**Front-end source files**
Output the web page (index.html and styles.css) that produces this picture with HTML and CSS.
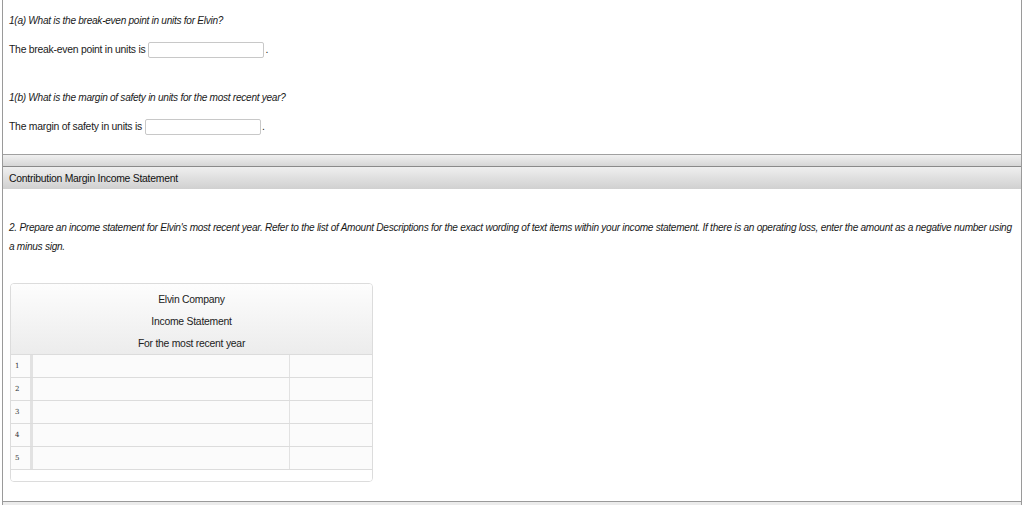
FILE: index.html
```html
<!DOCTYPE html>
<html>
<head>
<meta charset="utf-8">
<link rel="stylesheet" href="styles.css">
</head>
<body>
<div class="page">
  <div class="part">
    <p class="q"><i>1(a) What is the break-even point in units for Elvin?</i></p>
    <p class="ans">The break-even point in units is <span class="inp w1"></span>.</p>
    <p class="q q2"><i>1(b) What is the margin of safety in units for the most recent year?</i></p>
    <p class="ans">The margin of safety in units is <span class="inp w1"></span>.</p>
  </div>
  <div class="bar"></div>
  <div class="head">Contribution Margin Income Statement</div>
  <div class="part2">
    <p class="q3"><i>2. Prepare an income statement for Elvin's most recent year. Refer to the list of Amount Descriptions for the exact wording of text items within your income statement. If there is an operating loss, enter the amount as a negative number using a minus sign.</i></p>
    <div class="tbl">
      <div class="thead">
        <div>Elvin Company</div>
        <div>Income Statement</div>
        <div>For the most recent year</div>
      </div>
      <div class="row"><div class="num">1</div><div class="c1"></div><div class="c2"></div></div>
      <div class="row"><div class="num">2</div><div class="c1"></div><div class="c2"></div></div>
      <div class="row"><div class="num">3</div><div class="c1"></div><div class="c2"></div></div>
      <div class="row"><div class="num">4</div><div class="c1"></div><div class="c2"></div></div>
      <div class="row"><div class="num">5</div><div class="c1"></div><div class="c2"></div></div>
      <div class="tfoot"></div>
    </div>
  </div>
  <div class="bottom"></div>
</div>
</body>
</html>
```
FILE: styles.css
```css
html, body { margin: 0; padding: 0; background: #fff; }
body {
  font-family: "Liberation Sans", Arial, Helvetica, sans-serif;
  font-size: 10.4px;
  letter-spacing: -0.25px;
  color: #1a1a1a;
}
i { font-size: 10.1px; letter-spacing: -0.28px; }
.page {
  margin: 0 2px;
  border-left: 1px solid #9a9a9a;
  border-right: 1px solid #9a9a9a;
  height: 505px;
  box-sizing: border-box;
  display: flex;
  flex-direction: column;
}
p { margin: 0; }
.part { padding: 11px 6px 0 6px; height: 154px; box-sizing: border-box; }
.q { line-height: 19px; }
.ans { line-height: 19px; margin-top: 10px; display: flex; align-items: center; }
.q2 { margin-top: 29px; }
.inp {
  display: inline-block;
  width: 114px;
  height: 14px;
  border: 1px solid #c8c8c8;
  border-radius: 2px;
  margin-left: 3px;
  margin-right: 1px;
  background: #fff;
}
.bar {
  height: 11px;
  border-top: 1px solid #a0a0a0;
  border-bottom: 1px solid #8a8a8a;
  background: linear-gradient(#f0f0f0, #d6d6d6);
}
.head {
  height: 22px;
  line-height: 24px;
  padding-left: 6px;
  background: linear-gradient(#efefef, #d0d0d0);
  color: #111;
}
.part2 { padding: 29px 6px 0 6px; flex: 1; }
.q3 { line-height: 19px; }
.tbl {
  margin-top: 27px;
  margin-left: 1px;
  width: 361px;
  border: 1px solid #dcdcdc;
  border-radius: 4px;
  background: #fff;
  overflow: hidden;
}
.thead {
  height: 71px;
  padding-top: 5px;
  box-sizing: border-box;
  background: linear-gradient(#fdfdfd, #ececec);
  border-bottom: 1px solid #dcdcdc;
  text-align: center;
  color: #222;
}
.thead div { line-height: 22px; }
.row {
  display: flex;
  height: 22px;
  border-bottom: 1px solid #dcdcdc;
  background: #fbfbfb;
}
.num {
  width: 22px;
  border-right: 3px solid #e2e2e2;
  box-sizing: border-box;
  font-family: "DejaVu Serif", serif;
  font-size: 7px;
  letter-spacing: 0;
  line-height: 22px;
  padding-left: 4px;
  color: #333;
}
.c1 { width: 256px; border-right: 1px solid #e2e2e2; }
.c2 { flex: 1; }
.tfoot { height: 11px; background: #fff; }
.bottom {
  height: 3px;
  border-top: 1px solid #9a9a9a;
  background: #ececec;
}
```
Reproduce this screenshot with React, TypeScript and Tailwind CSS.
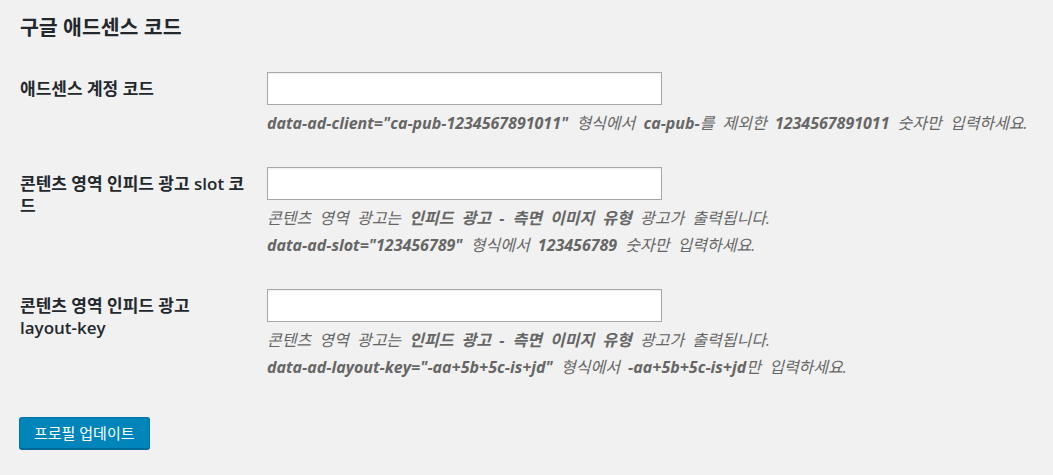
import React from "react";

const font = { fontFamily: '"Open Sans", "Noto Sans CJK KR", sans-serif' };

function Row({
  label,
  children,
  padTop = "pt-[15px]",
}: {
  label: React.ReactNode;
  children: React.ReactNode;
  padTop?: string;
}) {
  return (
    <div className={`flex ${padTop} pb-[15px]`}>
      <div className="w-[227px] shrink-0 pt-[6px] text-[17px] leading-[22px] font-semibold text-[#23282d]">
        {label}
      </div>
      <div className="ml-[20px] flex-1">
        <div className="h-[33px] w-[395px] border border-[#a8a8a8] bg-white shadow-[inset_0_1px_2px_rgba(0,0,0,0.07)]" />
        <div className="mt-[5px] text-[16px] leading-[27px] italic text-[#666] [word-spacing:4px]">{children}</div>
      </div>
    </div>
  );
}

export default function App() {
  return (
    <div className="min-h-screen bg-[#f1f1f1] px-[20px] pt-[15px]" style={font}>
      <h2 className="text-[20.5px] leading-[24px] font-semibold text-[#23282d]">구글 애드센스 코드</h2>
      <div className="mt-[33px]">
        <Row label="애드센스 계정 코드" padTop="pt-0">
          <p>
            <b>data-ad-client="ca-pub-1234567891011"</b> 형식에서 <b>ca-pub-</b>를 제외한{" "}
            <b>1234567891011</b> 숫자만 입력하세요.
          </p>
        </Row>
        <Row label="콘텐츠 영역 인피드 광고 slot 코드">
          <p>
            콘텐츠 영역 광고는 <b>인피드 광고 - 측면 이미지 유형</b> 광고가 출력됩니다.
          </p>
          <p>
            <b>data-ad-slot="123456789"</b> 형식에서 <b>123456789</b> 숫자만 입력하세요.
          </p>
        </Row>
        <Row label="콘텐츠 영역 인피드 광고 layout-key">
          <p>
            콘텐츠 영역 광고는 <b>인피드 광고 - 측면 이미지 유형</b> 광고가 출력됩니다.
          </p>
          <p>
            <b>data-ad-layout-key="-aa+5b+5c-is+jd"</b> 형식에서 <b>-aa+5b+5c-is+jd</b>만 입력하세요.
          </p>
        </Row>
      </div>
      <button className="mt-[21px] ml-[-1px] h-[32px] rounded-[3px] border border-[#0073aa] border-b-[#006799] bg-[#0085ba] px-[14px] text-[15px] leading-[28px] text-white shadow-[0_1px_0_#006799]">
        프로필 업데이트
      </button>
    </div>
  );
}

**What you need to do**
Reproduce the full listing above verbatim, with no pictures included.

**Response to this task**
Output the web page (index.html and styles.css) that produces this picture with HTML and CSS.
FILE: index.html
```html
<!DOCTYPE html>
<html>
<head>
<meta charset="utf-8">
<link rel="stylesheet" href="styles.css">
</head>
<body>
<div class="page">
  <div class="part">
    <p class="q"><i>1(a) What is the break-even point in units for Elvin?</i></p>
    <p class="ans">The break-even point in units is <span class="inp w1"></span>.</p>
    <p class="q q2"><i>1(b) What is the margin of safety in units for the most recent year?</i></p>
    <p class="ans">The margin of safety in units is <span class="inp w1"></span>.</p>
  </div>
  <div class="bar"></div>
  <div class="head">Contribution Margin Income Statement</div>
  <div class="part2">
    <p class="q3"><i>2. Prepare an income statement for Elvin's most recent year. Refer to the list of Amount Descriptions for the exact wording of text items within your income statement. If there is an operating loss, enter the amount as a negative number using a minus sign.</i></p>
    <div class="tbl">
      <div class="thead">
        <div>Elvin Company</div>
        <div>Income Statement</div>
        <div>For the most recent year</div>
      </div>
      <div class="row"><div class="num">1</div><div class="c1"></div><div class="c2"></div></div>
      <div class="row"><div class="num">2</div><div class="c1"></div><div class="c2"></div></div>
      <div class="row"><div class="num">3</div><div class="c1"></div><div class="c2"></div></div>
      <div class="row"><div class="num">4</div><div class="c1"></div><div class="c2"></div></div>
      <div class="row"><div class="num">5</div><div class="c1"></div><div class="c2"></div></div>
      <div class="tfoot"></div>
    </div>
  </div>
  <div class="bottom"></div>
</div>
</body>
</html>
```
FILE: styles.css
```css
html, body { margin: 0; padding: 0; background: #fff; }
body {
  font-family: "Liberation Sans", Arial, Helvetica, sans-serif;
  font-size: 10.4px;
  letter-spacing: -0.25px;
  color: #1a1a1a;
}
i { font-size: 10.1px; letter-spacing: -0.28px; }
.page {
  margin: 0 2px;
  border-left: 1px solid #9a9a9a;
  border-right: 1px solid #9a9a9a;
  height: 505px;
  box-sizing: border-box;
  display: flex;
  flex-direction: column;
}
p { margin: 0; }
.part { padding: 11px 6px 0 6px; height: 154px; box-sizing: border-box; }
.q { line-height: 19px; }
.ans { line-height: 19px; margin-top: 10px; display: flex; align-items: center; }
.q2 { margin-top: 29px; }
.inp {
  display: inline-block;
  width: 114px;
  height: 14px;
  border: 1px solid #c8c8c8;
  border-radius: 2px;
  margin-left: 3px;
  margin-right: 1px;
  background: #fff;
}
.bar {
  height: 11px;
  border-top: 1px solid #a0a0a0;
  border-bottom: 1px solid #8a8a8a;
  background: linear-gradient(#f0f0f0, #d6d6d6);
}
.head {
  height: 22px;
  line-height: 24px;
  padding-left: 6px;
  background: linear-gradient(#efefef, #d0d0d0);
  color: #111;
}
.part2 { padding: 29px 6px 0 6px; flex: 1; }
.q3 { line-height: 19px; }
.tbl {
  margin-top: 27px;
  margin-left: 1px;
  width: 361px;
  border: 1px solid #dcdcdc;
  border-radius: 4px;
  background: #fff;
  overflow: hidden;
}
.thead {
  height: 71px;
  padding-top: 5px;
  box-sizing: border-box;
  background: linear-gradient(#fdfdfd, #ececec);
  border-bottom: 1px solid #dcdcdc;
  text-align: center;
  color: #222;
}
.thead div { line-height: 22px; }
.row {
  display: flex;
  height: 22px;
  border-bottom: 1px solid #dcdcdc;
  background: #fbfbfb;
}
.num {
  width: 22px;
  border-right: 3px solid #e2e2e2;
  box-sizing: border-box;
  font-family: "DejaVu Serif", serif;
  font-size: 7px;
  letter-spacing: 0;
  line-height: 22px;
  padding-left: 4px;
  color: #333;
}
.c1 { width: 256px; border-right: 1px solid #e2e2e2; }
.c2 { flex: 1; }
.tfoot { height: 11px; background: #fff; }
.bottom {
  height: 3px;
  border-top: 1px solid #9a9a9a;
  background: #ececec;
}
```
Reproduce this screenshot with React, TypeScript and Tailwind CSS.
import React from "react";

const font = { fontFamily: '"Open Sans", "Noto Sans CJK KR", sans-serif' };

function Row({
  label,
  children,
  padTop = "pt-[15px]",
}: {
  label: React.ReactNode;
  children: React.ReactNode;
  padTop?: string;
}) {
  return (
    <div className={`flex ${padTop} pb-[15px]`}>
      <div className="w-[227px] shrink-0 pt-[6px] text-[17px] leading-[22px] font-semibold text-[#23282d]">
        {label}
      </div>
      <div className="ml-[20px] flex-1">
        <div className="h-[33px] w-[395px] border border-[#a8a8a8] bg-white shadow-[inset_0_1px_2px_rgba(0,0,0,0.07)]" />
        <div className="mt-[5px] text-[16px] leading-[27px] italic text-[#666] [word-spacing:4px]">{children}</div>
      </div>
    </div>
  );
}

export default function App() {
  return (
    <div className="min-h-screen bg-[#f1f1f1] px-[20px] pt-[15px]" style={font}>
      <h2 className="text-[20.5px] leading-[24px] font-semibold text-[#23282d]">구글 애드센스 코드</h2>
      <div className="mt-[33px]">
        <Row label="애드센스 계정 코드" padTop="pt-0">
          <p>
            <b>data-ad-client="ca-pub-1234567891011"</b> 형식에서 <b>ca-pub-</b>를 제외한{" "}
            <b>1234567891011</b> 숫자만 입력하세요.
          </p>
        </Row>
        <Row label="콘텐츠 영역 인피드 광고 slot 코드">
          <p>
            콘텐츠 영역 광고는 <b>인피드 광고 - 측면 이미지 유형</b> 광고가 출력됩니다.
          </p>
          <p>
            <b>data-ad-slot="123456789"</b> 형식에서 <b>123456789</b> 숫자만 입력하세요.
          </p>
        </Row>
        <Row label="콘텐츠 영역 인피드 광고 layout-key">
          <p>
            콘텐츠 영역 광고는 <b>인피드 광고 - 측면 이미지 유형</b> 광고가 출력됩니다.
          </p>
          <p>
            <b>data-ad-layout-key="-aa+5b+5c-is+jd"</b> 형식에서 <b>-aa+5b+5c-is+jd</b>만 입력하세요.
          </p>
        </Row>
      </div>
      <button className="mt-[21px] ml-[-1px] h-[32px] rounded-[3px] border border-[#0073aa] border-b-[#006799] bg-[#0085ba] px-[14px] text-[15px] leading-[28px] text-white shadow-[0_1px_0_#006799]">
        프로필 업데이트
      </button>
    </div>
  );
}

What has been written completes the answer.